Wpis z mikrobloga

właśnie wróciłem #!$%@? z biedronki.
ekspedientka tak mnie #!$%@?ła, że jeszcze mną trzęsie.
przytoczę dialog, J - ja, lvl 28, wyglądam na 34, o - ona, lvl około 49
były jajka w promocji 3 paczki po 3,33, więc wziąłem. i rozmowa przy kasie.
o: te jajka nie są na promocji.
j: jak nie są, skoro tam była cenówka?
o: system nam nie wbija.
j: a sprawdzała Pani?
o: sprawdzałam godzinę temu.
j: to może teraz Pani spróbuje?
o: ale przecież mówię panu, że nie system nie wbija.
j: system nie wbijał godzinę temu, może teraz Pani wbije?
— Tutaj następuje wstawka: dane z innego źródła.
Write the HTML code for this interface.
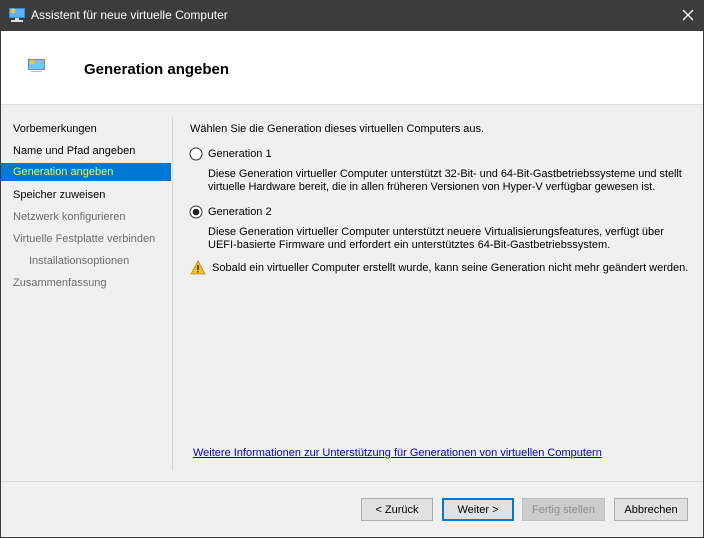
<!DOCTYPE html>
<html><head><meta charset="utf-8"><style>
*{margin:0;padding:0;box-sizing:border-box}
body{width:704px;height:538px;overflow:hidden;background:#f0f0f0;font-family:"Liberation Sans",Arial,sans-serif;font-size:11px;color:#000;position:relative}
.a{position:absolute;white-space:nowrap}
#frame{position:absolute;left:0;top:0;width:704px;height:538px;border:1px solid #3c3c3c;border-top:none}
#title{position:absolute;left:0;top:0;width:704px;height:31px;background:#3c3c3c;color:#fff;font-size:12px}
#hdr{position:absolute;left:1px;top:31px;width:702px;height:74px;background:#fff;border-bottom:1px solid #dcdcdc}
.nav{position:absolute;left:13px;font-size:11px}
.dis{color:#6d6d6d}
.btn{position:absolute;top:498px;height:23px;border:1px solid #adadad;background:#e1e1e1;text-align:center;line-height:22px;font-size:11px}
</style></head><body>
<div id="title">
<svg class="a" style="left:8px;top:7px" width="18" height="16" viewBox="0 0 18 16"><rect x="1" y="1" width="16" height="10" fill="#2f8fe8"/><rect x="2" y="2" width="14" height="8" fill="#5bb2f5"/><circle cx="5" cy="4" r="2.5" fill="#f7c33a"/><rect x="7" y="11" width="4" height="2" fill="#ddd"/><rect x="3" y="13" width="12" height="2" fill="#ddd"/></svg>
<div class="a" style="left:31px;top:8px">Assistent für neue virtuelle Computer</div>
<svg class="a" style="left:682px;top:9px" width="12" height="12"><path d="M1 1L11 11M11 1L1 11" stroke="#fff" stroke-width="1.3"/></svg>
</div>
<div id="hdr">
<svg class="a" style="left:27px;top:28px" width="17" height="14" viewBox="0 0 17 14"><rect x="0" y="0" width="17" height="11" fill="#3c96e6"/><rect x="1" y="1" width="15" height="9" fill="#7cc2f6"/><circle cx="4" cy="3" r="2.5" fill="#f7c33a"/><rect x="3" y="12" width="11" height="1" fill="#bbb"/></svg>
<div class="a" style="left:83px;top:30px;font-size:15px;font-weight:bold">Generation angeben</div>
</div>
<div class="nav a" style="top:123px">Vorbemerkungen</div>
<div class="nav a" style="top:145px">Name und Pfad angeben</div>
<div class="a" style="left:1px;top:163px;width:170px;height:18px;background:#0078d7"></div>
<div class="nav a" style="top:166px;color:#d8ff4a">Generation angeben</div>
<div class="nav a" style="top:189px">Speicher zuweisen</div>
<div class="nav a dis" style="top:211px">Netzwerk konfigurieren</div>
<div class="nav a dis" style="top:233px">Virtuelle Festplatte verbinden</div>
<div class="nav a dis" style="top:255px;left:29px">Installationsoptionen</div>
<div class="nav a dis" style="top:277px">Zusammenfassung</div>
<div class="a" style="left:172px;top:117px;width:1px;height:353px;background:#d5d5d5"></div>
<div class="a" style="left:190px;top:123px">Wählen Sie die Generation dieses virtuellen Computers aus.</div>
<svg class="a" style="left:189px;top:147px" width="14" height="14"><circle cx="7" cy="7" r="6" fill="#fff" stroke="#333" stroke-width="1"/></svg>
<div class="a" style="left:208px;top:148px">Generation 1</div>
<div class="a" style="left:208px;top:168px;line-height:13px;letter-spacing:-0.05px">Diese Generation virtueller Computer unterstützt 32-Bit- und 64-Bit-Gastbetriebssysteme und stellt<br>virtuelle Hardware bereit, die in allen früheren Versionen von Hyper-V verfügbar gewesen ist.</div>
<svg class="a" style="left:189px;top:205px" width="14" height="14"><circle cx="7" cy="7" r="6" fill="#fff" stroke="#333" stroke-width="1"/><circle cx="7" cy="7" r="3.3" fill="#222"/></svg>
<div class="a" style="left:208px;top:206px">Generation 2</div>
<div class="a" style="left:208px;top:226px;line-height:13px">Diese Generation virtueller Computer unterstützt neuere Virtualisierungsfeatures, verfügt über<br>UEFI-basierte Firmware und erfordert ein unterstütztes 64-Bit-Gastbetriebssystem.</div>
<svg class="a" style="left:190px;top:260px" width="16" height="15" viewBox="0 0 16 15"><path d="M8 1L15 14H1Z" fill="#f2c028" stroke="#b88a10" stroke-width="0.8"/><rect x="7.3" y="5" width="1.4" height="5" fill="#222"/><rect x="7.3" y="11" width="1.4" height="1.4" fill="#222"/></svg>
<div class="a" style="left:212px;top:262px">Sobald ein virtueller Computer erstellt wurde, kann seine Generation nicht mehr geändert werden.</div>
<div class="a" style="left:193px;top:447px;color:#0000cc;text-decoration:underline">Weitere Informationen zur Unterstützung für Generationen von virtuellen Computern</div>
<div class="a" style="left:1px;top:481px;width:702px;height:1px;background:#dadada"></div>
<div class="btn" style="left:361px;width:72px">&lt; Zurück</div>
<div class="btn" style="left:442px;width:72px;border:2px solid #0078d7;line-height:20px">Weiter &gt;</div>
<div class="btn" style="left:522px;width:83px;background:#cccccc;border-color:#bfbfbf;color:#8d8d8d">Fertig stellen</div>
<div class="btn" style="left:614px;width:74px">Abbrechen</div>
<div id="frame"></div>
</body></html>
ona wywraca oczami, kiwa głową i patrzy na kobietę za mną:
o: ale mi się klient trafił, widzi Pani?
j: a co ja mam powiedzieć skoro woli Pani aktorskie gierki zamiast przesunąć kodem z jajek przez czytnik?
ona czerwona
o: pan jest bezczelny.
no teraz to mi ciśnienie skoczyło
j: proszę nabić te jajka!
pyk, pyk, pyk. i z tryumfem w głosie
o: a nie mówiłam? nie wbija.
j: to nie chcę tych jajek.
o: pan sobie chyba jaja robi?!
j: nie. w biedronce kupuje. a w sumie to rezygnuje.
onej, aż para z uszu bucha ze złości.
o: mogę stornować, ale jeśli pan jajka odniesie na miejsce.
j: nie odniosę
kobieta za mną zaczyna się do mnie usmiechać.
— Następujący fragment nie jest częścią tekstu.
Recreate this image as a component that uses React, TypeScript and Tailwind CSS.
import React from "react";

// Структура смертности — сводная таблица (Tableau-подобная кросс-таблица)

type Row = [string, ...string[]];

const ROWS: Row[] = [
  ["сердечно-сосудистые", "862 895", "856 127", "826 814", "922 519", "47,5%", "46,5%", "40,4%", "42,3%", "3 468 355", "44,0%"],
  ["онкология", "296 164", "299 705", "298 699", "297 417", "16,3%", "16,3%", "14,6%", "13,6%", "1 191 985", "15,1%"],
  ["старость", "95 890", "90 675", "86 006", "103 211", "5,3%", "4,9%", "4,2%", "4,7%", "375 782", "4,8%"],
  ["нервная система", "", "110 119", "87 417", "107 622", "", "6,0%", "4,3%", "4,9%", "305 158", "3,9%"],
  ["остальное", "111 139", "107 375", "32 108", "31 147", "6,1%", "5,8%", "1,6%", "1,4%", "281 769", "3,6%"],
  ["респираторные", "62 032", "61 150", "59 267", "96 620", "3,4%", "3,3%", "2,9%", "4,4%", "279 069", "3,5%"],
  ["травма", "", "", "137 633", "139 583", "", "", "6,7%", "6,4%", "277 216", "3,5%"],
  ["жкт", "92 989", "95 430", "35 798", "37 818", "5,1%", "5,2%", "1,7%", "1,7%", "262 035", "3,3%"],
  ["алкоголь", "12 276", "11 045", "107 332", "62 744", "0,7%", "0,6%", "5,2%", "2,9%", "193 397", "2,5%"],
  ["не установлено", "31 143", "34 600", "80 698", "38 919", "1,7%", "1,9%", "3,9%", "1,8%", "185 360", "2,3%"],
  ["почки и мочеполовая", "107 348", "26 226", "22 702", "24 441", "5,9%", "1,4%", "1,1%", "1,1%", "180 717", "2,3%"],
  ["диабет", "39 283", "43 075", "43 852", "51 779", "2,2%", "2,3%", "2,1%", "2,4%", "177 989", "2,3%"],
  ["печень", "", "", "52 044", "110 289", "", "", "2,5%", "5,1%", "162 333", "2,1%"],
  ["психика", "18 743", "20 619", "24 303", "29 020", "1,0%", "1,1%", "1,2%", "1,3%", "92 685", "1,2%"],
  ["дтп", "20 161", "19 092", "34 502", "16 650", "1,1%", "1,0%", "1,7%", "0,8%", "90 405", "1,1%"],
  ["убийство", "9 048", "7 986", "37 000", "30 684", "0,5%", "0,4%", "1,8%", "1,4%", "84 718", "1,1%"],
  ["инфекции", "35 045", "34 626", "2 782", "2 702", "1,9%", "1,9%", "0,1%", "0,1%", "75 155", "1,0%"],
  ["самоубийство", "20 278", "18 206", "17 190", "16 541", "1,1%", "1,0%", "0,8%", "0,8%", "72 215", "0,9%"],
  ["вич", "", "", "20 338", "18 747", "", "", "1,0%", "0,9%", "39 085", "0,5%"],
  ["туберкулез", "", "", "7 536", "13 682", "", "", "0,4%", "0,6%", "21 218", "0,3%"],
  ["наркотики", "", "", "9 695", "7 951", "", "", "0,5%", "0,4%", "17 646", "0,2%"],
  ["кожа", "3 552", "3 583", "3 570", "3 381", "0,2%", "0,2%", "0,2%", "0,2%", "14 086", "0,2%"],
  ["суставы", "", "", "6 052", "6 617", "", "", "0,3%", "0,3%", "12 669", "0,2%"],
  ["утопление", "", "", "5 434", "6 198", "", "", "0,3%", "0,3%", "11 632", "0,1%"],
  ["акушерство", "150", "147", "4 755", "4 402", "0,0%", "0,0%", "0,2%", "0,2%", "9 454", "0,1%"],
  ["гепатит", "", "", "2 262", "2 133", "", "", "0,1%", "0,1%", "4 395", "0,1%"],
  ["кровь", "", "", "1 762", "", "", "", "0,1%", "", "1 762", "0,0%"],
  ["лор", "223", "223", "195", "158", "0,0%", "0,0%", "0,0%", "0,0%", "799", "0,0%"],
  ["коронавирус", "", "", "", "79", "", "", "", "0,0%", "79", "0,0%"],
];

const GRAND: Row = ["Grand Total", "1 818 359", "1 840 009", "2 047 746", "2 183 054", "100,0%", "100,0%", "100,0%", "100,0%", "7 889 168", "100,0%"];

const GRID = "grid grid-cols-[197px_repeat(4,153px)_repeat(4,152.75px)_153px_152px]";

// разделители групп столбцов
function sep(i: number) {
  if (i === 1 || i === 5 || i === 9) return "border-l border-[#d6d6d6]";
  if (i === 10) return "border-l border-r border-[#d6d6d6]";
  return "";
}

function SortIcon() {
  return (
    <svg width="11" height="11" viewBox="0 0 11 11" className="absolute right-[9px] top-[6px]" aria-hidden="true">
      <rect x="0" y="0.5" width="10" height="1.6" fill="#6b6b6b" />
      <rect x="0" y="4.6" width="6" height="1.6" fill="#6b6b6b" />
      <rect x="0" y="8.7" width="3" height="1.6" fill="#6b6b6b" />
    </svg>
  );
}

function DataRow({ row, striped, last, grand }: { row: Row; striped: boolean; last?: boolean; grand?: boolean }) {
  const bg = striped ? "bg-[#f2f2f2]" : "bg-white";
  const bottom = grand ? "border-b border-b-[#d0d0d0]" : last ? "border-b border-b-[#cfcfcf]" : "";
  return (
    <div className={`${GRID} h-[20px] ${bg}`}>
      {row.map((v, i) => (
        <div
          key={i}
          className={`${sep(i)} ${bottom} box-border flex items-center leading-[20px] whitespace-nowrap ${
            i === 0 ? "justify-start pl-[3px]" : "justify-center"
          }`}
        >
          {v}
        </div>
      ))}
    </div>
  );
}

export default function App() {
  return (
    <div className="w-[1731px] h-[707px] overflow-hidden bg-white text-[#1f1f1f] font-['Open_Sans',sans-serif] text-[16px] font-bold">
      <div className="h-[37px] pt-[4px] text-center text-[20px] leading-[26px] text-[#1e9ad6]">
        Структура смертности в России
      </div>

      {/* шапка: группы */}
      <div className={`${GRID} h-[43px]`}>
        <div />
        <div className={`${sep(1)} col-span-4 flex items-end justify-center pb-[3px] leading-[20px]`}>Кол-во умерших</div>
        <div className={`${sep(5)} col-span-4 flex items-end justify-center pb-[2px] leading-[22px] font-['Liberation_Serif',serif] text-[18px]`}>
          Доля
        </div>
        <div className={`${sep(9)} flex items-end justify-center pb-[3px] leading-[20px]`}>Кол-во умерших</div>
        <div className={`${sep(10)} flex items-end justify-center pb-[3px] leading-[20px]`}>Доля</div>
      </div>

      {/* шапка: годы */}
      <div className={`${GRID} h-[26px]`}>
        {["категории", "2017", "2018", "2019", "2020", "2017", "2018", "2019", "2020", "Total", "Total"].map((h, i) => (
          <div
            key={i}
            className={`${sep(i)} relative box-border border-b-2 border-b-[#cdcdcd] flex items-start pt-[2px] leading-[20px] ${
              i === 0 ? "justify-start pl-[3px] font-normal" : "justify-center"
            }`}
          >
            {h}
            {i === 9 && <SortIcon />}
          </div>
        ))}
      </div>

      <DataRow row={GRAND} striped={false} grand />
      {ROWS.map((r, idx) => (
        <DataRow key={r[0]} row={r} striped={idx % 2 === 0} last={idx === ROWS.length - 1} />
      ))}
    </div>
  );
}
o: jak to?! proszę odnieść te jajka!
j: ja tu przyszedłem na zakupy a nie towar układać!
o: pfff... jak nie Pan to przyjdzie tu koleżanka, ala ona nie będzie zadowolona.
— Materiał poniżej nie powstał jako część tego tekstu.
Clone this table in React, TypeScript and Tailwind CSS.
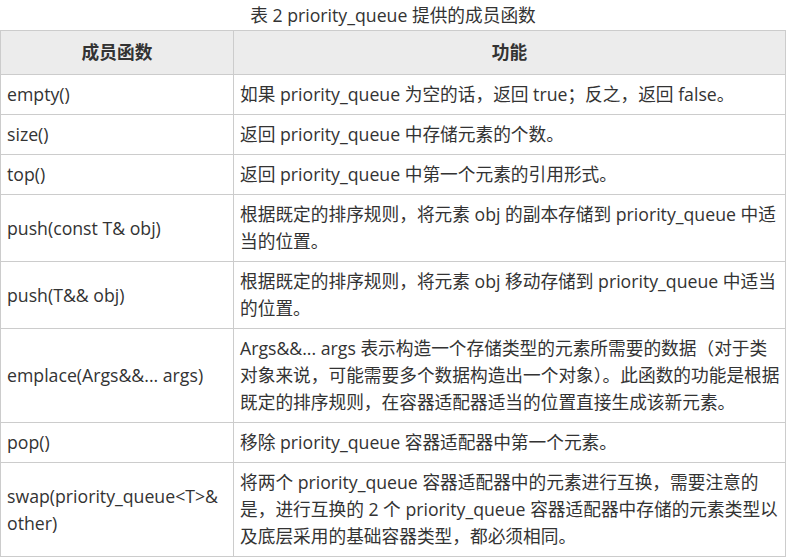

j: a koleżanka to tu przyszła do pracy czy jajka kupować i użerać się z wredną i pyskatą kasjerką z biedronki?
o: skandal!
spora kolejka osób w śmiech.
j: poproszę jeszczę 0,7 metaxy z tonikiem, jest za Panią
w tym plastikowym koszu na kółkach były zakupy na około 126zł (jajka jeszcze nie wykasowane)
kosz został przed kasą.
o: a jakieś siatki?
j: dwie
o: proszę sobie wziąć!
pełna dumy i jadu.
i to przechyliło czarę goryczy.
j: poproszę jeszcze lmy zielone.
o: nie ma.
j: w innej kasie będą forwardy.
ona wstała i poszła szukać. znalazłem dopiero w trzeciej kasie.
kobieta za mną (k): ma pan anielską cierpliwość
j: wydaje się Pani :)
ona wraca
o: coś jeszcze.
j: proszę wykasować jajka.
o: co ja się z Panem mam...
j: będzie Pani musiała odnieśc te jajka?
ona podnosi głowę z nadzieją w oczach, a kobietą za mną patrzy się ze zdziwieniem.
o: no tak.
j: to rezygnuję z tych jajek. z tej metaxy też.
ona fioletowa ze złości
o: to są jaja!
j: nie jaja tylko papierosy i z nich też rezygnuję.
kobieta za mną tłumi śmiech.
cała lada zawalona zakupami.
j: albo wie pani co? rezygnuję z zakupów. obrzydziła mi je Pani. a jajek nie zjem chyba do wielkanocy.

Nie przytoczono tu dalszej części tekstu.